Aux termes de l’article 5, paragraphe 1, e) du RGPD, les données à caractère personnel doivent être conservées sous une forme permettant l'identification des personnes concernées pendant une durée n'excédant pas celle nécessaire au regard des finalités pour lesquelles elles sont traitées. 

Lorsque cette finalité est atteinte, les données doivent être supprimées, anonymisées ou encore faire l’objet d’un archivage intermédiaire lorsque leur conservation est nécessaire. 

En l’occurrence, la Société CALOGA appliquait une durée de conservation de 12 mois maximum en base active courant à compter de la dernière action du prospect actif, puis de 4 années supplémentaires à compter du passage en prospect inactif, sans aucun tri ni archivage intermédiaire, conservant ainsi l’intégralité des données en base active sans restriction. 

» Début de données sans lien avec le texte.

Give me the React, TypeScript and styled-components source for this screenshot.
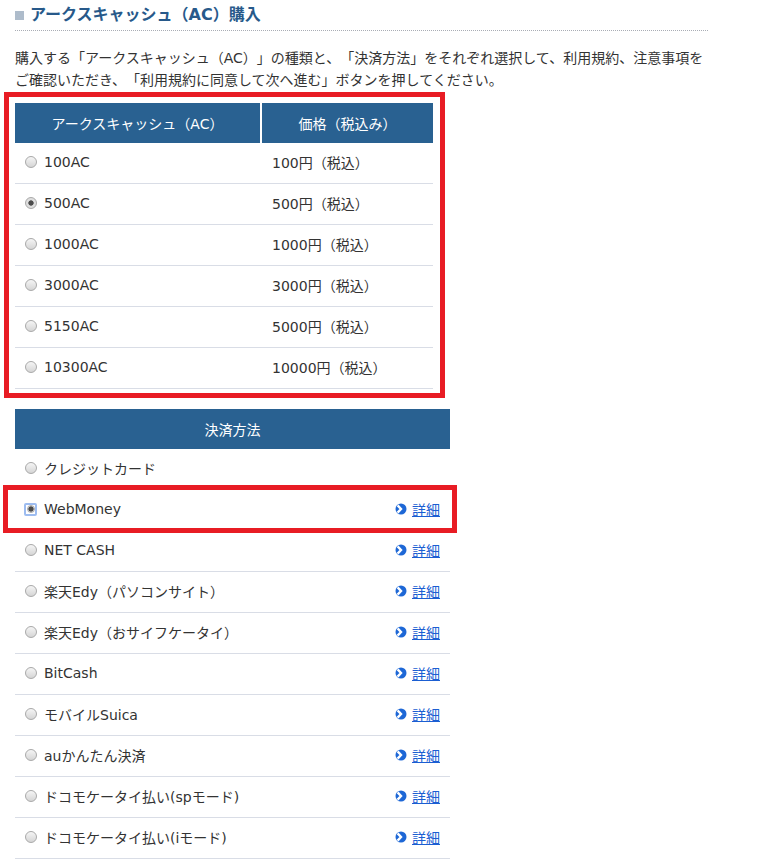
import React from "react";
import styled, { createGlobalStyle, css } from "styled-components";

const GlobalStyle = createGlobalStyle`
  body {
    margin: 0;
    background: #fff;
    color: #333;
    font-family: "DejaVu Sans", "Noto Sans CJK JP", sans-serif;
    font-size: 14px;
    text-spacing-trim: space-all;
  }
`;

const Page = styled.div`
  width: 693px;
  padding: 0 15px 20px;
`;

const Heading = styled.h2`
  display: flex;
  align-items: center;
  gap: 6px;
  margin: 0;
  padding: 3px 0;
  height: 24px;
  border-bottom: 1px dotted #a9adb5;
  font-size: 16px;
  font-weight: bold;
  color: #27598a;
  line-height: 24px;
`;

const HeadingMark = styled.span`
  width: 9px;
  height: 9px;
  margin-top: 1px;
  background: #aebccb;
`;

const Lead = styled.p`
  margin: 16px 0 12px;
  line-height: 22px;
`;

const Highlight = styled.div<{ $inset: string; $fit?: boolean }>`
  position: relative;
  width: ${(p) => (p.$fit ? "fit-content" : "auto")};
  &::after {
    content: "";
    position: absolute;
    inset: ${(p) => p.$inset};
    border: 5px solid #e81c24;
    pointer-events: none;
  }
`;

const Table = styled.div<{ $width: number; $gap?: number }>`
  width: ${(p) => p.$width}px;
  margin-top: ${(p) => p.$gap ?? 0}px;
`;

const HeadRow = styled.div<{ $cols: string }>`
  display: grid;
  grid-template-columns: ${(p) => p.$cols};
  column-gap: 2px;
`;

const HeadCell = styled.div`
  height: 40px;
  display: flex;
  align-items: center;
  justify-content: center;
  background: #296191;
  color: #fff;
`;

const Row = styled.div<{ $cols?: string }>`
  height: 38px;
  padding-bottom: 2px;
  border-bottom: 1px solid #d9dde6;
  align-items: center;
  ${(p) =>
    p.$cols
      ? css`
          display: grid;
          grid-template-columns: ${p.$cols};
          column-gap: 2px;
        `
      : css`
          display: flex;
          justify-content: space-between;
        `}
`;

const Cell = styled.label`
  display: flex;
  align-items: center;
  gap: 7px;
  padding: 0 10px;
`;

const Radio = styled.span<{ $checked?: boolean; $small?: boolean }>`
  flex: none;
  width: ${(p) => (p.$small ? 8 : 12)}px;
  height: ${(p) => (p.$small ? 8 : 12)}px;
  box-sizing: border-box;
  border-radius: 50%;
  border: 1px solid #a9a9a9;
  background: ${(p) =>
    p.$checked
      ? "radial-gradient(circle, #4b4b4b 0 2.3px, #dedede 3px)"
      : "linear-gradient(#f5f5f5, #d5d5d5)"};
`;

const FocusRing = styled.span`
  flex: none;
  width: 13px;
  height: 13px;
  box-sizing: border-box;
  display: flex;
  align-items: center;
  justify-content: center;
  border: 2px solid #9dbcf0;
  border-radius: 2px;
  margin-left: -1px;
`;

const DetailLink = styled.a`
  display: flex;
  align-items: center;
  gap: 5px;
  padding-right: 10px;
  color: #1b5ed2;
  text-decoration: underline;
  cursor: pointer;
`;

const amounts = [
  ["100AC", "100円（税込）"],
  ["500AC", "500円（税込）"],
  ["1000AC", "1000円（税込）"],
  ["3000AC", "3000円（税込）"],
  ["5150AC", "5000円（税込）"],
  ["10300AC", "10000円（税込）"],
];

const payments = [
  "クレジットカード",
  "WebMoney",
  "NET CASH",
  "楽天Edy（パソコンサイト）",
  "楽天Edy（おサイフケータイ）",
  "BitCash",
  "モバイルSuica",
  "auかんたん決済",
  "ドコモケータイ払い(spモード)",
  "ドコモケータイ払い(iモード)",
];

function ArrowIcon() {
  return (
    <svg width="12" height="12" viewBox="0 0 12 12">
      <circle cx="6" cy="6" r="5.5" fill="#1d67d6" />
      <path d="M2.6 2.4 L6 6 L2.6 9.6" stroke="#fff" strokeWidth="2.4" fill="none" />
    </svg>
  );
}

function PaymentRow({ name, index }: { name: string; index: number }) {
  const selected = name === "WebMoney";
  const row = (
    <Row>
      <Cell>
        {selected ? (
          <FocusRing>
            <Radio $checked $small />
          </FocusRing>
        ) : (
          <Radio />
        )}
        {name}
      </Cell>
      {index > 0 && (
        <DetailLink>
          <ArrowIcon />
          詳細
        </DetailLink>
      )}
    </Row>
  );
  return selected ? <Highlight $inset="-5px -7px -2px -12px">{row}</Highlight> : row;
}

export default function App() {
  return (
    <>
      <GlobalStyle />
      <Page>
        <Heading>
          <HeadingMark />
          アークスキャッシュ（AC）購入
        </Heading>
        <Lead>
          購入する「アークスキャッシュ（AC）」の種類と、「決済方法」をそれぞれ選択して、利用規約、注意事項をご確認いただき、「利用規約に同意して次へ進む」ボタンを押してください。
        </Lead>
        <Highlight $fit $inset="-11px -12px -9px -11px">
          <Table $width={418}>
            <HeadRow $cols="245px 1fr">
              <HeadCell>アークスキャッシュ（AC）</HeadCell>
              <HeadCell>価格（税込み）</HeadCell>
            </HeadRow>
            {amounts.map(([ac, price]) => (
              <Row key={ac} $cols="245px 1fr">
                <Cell>
                  <Radio $checked={ac === "500AC"} />
                  {ac}
                </Cell>
                <Cell>{price}</Cell>
              </Row>
            ))}
          </Table>
        </Highlight>
        <Table $width={435} $gap={20}>
          <HeadRow $cols="1fr">
            <HeadCell>決済方法</HeadCell>
          </HeadRow>
          {payments.map((p, i) => (
            <PaymentRow key={p} name={p} index={i} />
          ))}
        </Table>
      </Page>
    </>
  );
}
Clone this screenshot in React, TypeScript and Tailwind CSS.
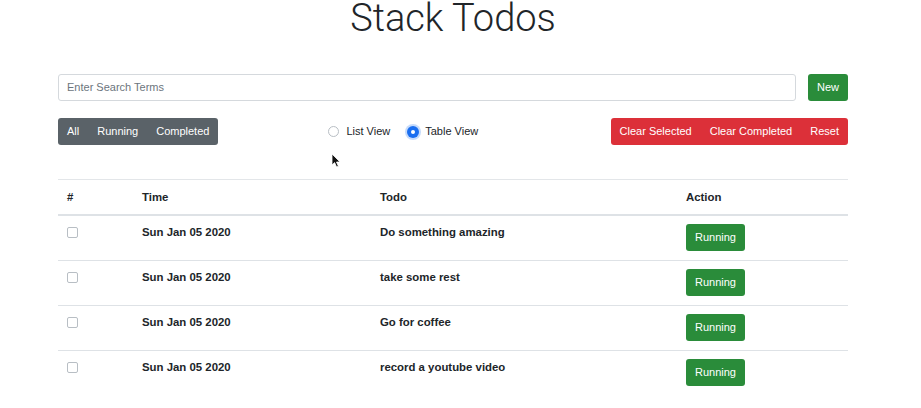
import React from "react";

const rows = [
  "Do something amazing",
  "take some rest",
  "Go for coffee",
  "record a youtube video",
];

export default function App() {
  return (
    <div
      className="relative w-[921px] h-[408px] overflow-hidden bg-white text-[#212529]"
      style={{ fontFamily: '"Liberation Sans", Arial, sans-serif' }}
    >
      <div className="ml-[58px] w-[790px]">
        <h1
          className="mt-[-1px] text-center text-[38px] leading-[38px] font-light text-[#212529]"
          style={{ fontFamily: 'Roboto, "Liberation Sans", sans-serif' }}
        >
          Stack Todos
        </h1>

        <div className="mt-[37px] flex items-center gap-[12px]">
          <div className="flex h-[27px] flex-1 items-center rounded-[3px] border border-[#d5d9dd] px-[8px] text-[11px] text-[#6c757d]">
            Enter Search Terms
          </div>
          <button className="h-[27px] rounded-[3px] bg-[#2a8c3a] px-[9px] text-[11px] text-white">
            New
          </button>
        </div>

        <div className="mt-[17px] flex h-[27px] items-center">
          <div className="flex h-[27px] items-stretch rounded-[3px] bg-[#5a6268] text-[11px] text-white">
            <span className="flex items-center px-[9px]">All</span>
            <span className="flex items-center px-[9px]">Running</span>
            <span className="flex items-center px-[9px]">Completed</span>
          </div>

          <div className="ml-[110px] flex items-center text-[11px]">
            <span className="h-[11px] w-[11px] rounded-full border border-[#b8bec4] bg-white" />
            <span className="ml-[7px]">List View</span>
            <span className="ml-[17px] flex h-[12px] w-[12px] items-center justify-center rounded-full bg-[#1a6ef0] shadow-[0_0_0_2px_rgba(26,110,240,0.25)]">
              <span className="h-[4px] w-[4px] rounded-full bg-white" />
            </span>
            <span className="ml-[6px]">Table View</span>
          </div>

          <div className="ml-auto flex h-[27px] items-stretch rounded-[3px] bg-[#dc3039] text-[11px] text-white">
            <span className="flex items-center px-[9px]">Clear Selected</span>
            <span className="flex items-center px-[9px]">Clear Completed</span>
            <span className="flex items-center px-[9px]">Reset</span>
          </div>
        </div>

        <table className="mt-[34px] w-full border-collapse text-[11.4px]">
          <thead>
            <tr className="border-t border-[#e3e6e9] border-b-2 border-b-[#dee2e6]">
              <th className="w-[75px] px-[9px] py-[8.5px] text-left font-bold leading-[17px]">#</th>
              <th className="w-[238px] px-[9px] py-[8.5px] text-left font-bold leading-[17px]">Time</th>
              <th className="w-[306px] px-[9px] py-[8.5px] text-left font-bold leading-[17px]">Todo</th>
              <th className="px-[9px] py-[8.5px] text-left font-bold leading-[17px]">Action</th>
            </tr>
          </thead>
          <tbody>
            {rows.map((t, i) => (
              <tr key={i} className={i < rows.length - 1 ? "border-b border-[#dee2e6]" : ""}>
                <td className="px-[9px] pt-[8px] pb-[9px] align-top">
                  <div className="mt-[3px] h-[11px] w-[11px] rounded-[2px] border border-[#b8bec4] bg-white" />
                </td>
                <td className="px-[9px] pt-[8px] pb-[9px] align-top font-bold leading-[17px]">Sun Jan 05 2020</td>
                <td className="px-[9px] pt-[8px] pb-[9px] align-top font-bold leading-[17px]">{t}</td>
                <td className="px-[9px] pt-[8px] pb-[9px] align-top">
                  <button className="h-[27px] rounded-[3px] bg-[#2a8c3a] px-[9px] text-[11px] font-normal text-white">
                    Running
                  </button>
                </td>
              </tr>
            ))}
          </tbody>
        </table>
      </div>

      <svg
        className="absolute left-[331px] top-[153px]"
        width="10"
        height="15"
        viewBox="0 0 10 15"
      >
        <path d="M1 1 L1 12 L3.6 9.6 L5.6 14 L7.4 13.2 L5.5 9 L9 9 Z" fill="#111" stroke="#fff" strokeWidth="0.8" />
      </svg>
    </div>
  );
}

Surtout, la Société CALOGA considérait que la simple ouverture d’un courriel constituait une interaction du prospect justifiant un allongement du délai de conservation. Or, selon la CNIL, cette ouverture pouvait tout à fait résulter d’un geste involontaire du prospect et ne traduisait en tout état de cause pas une volonté claire de maintenir un lien avec la Société. 

Pour l’ensemble de ces manquements, la formation restreinte de la CNIL prononce une amende administrative d’un montant de 80.000 Euros, aux termes d’une délibération rendue publique pour une durée de deux ans.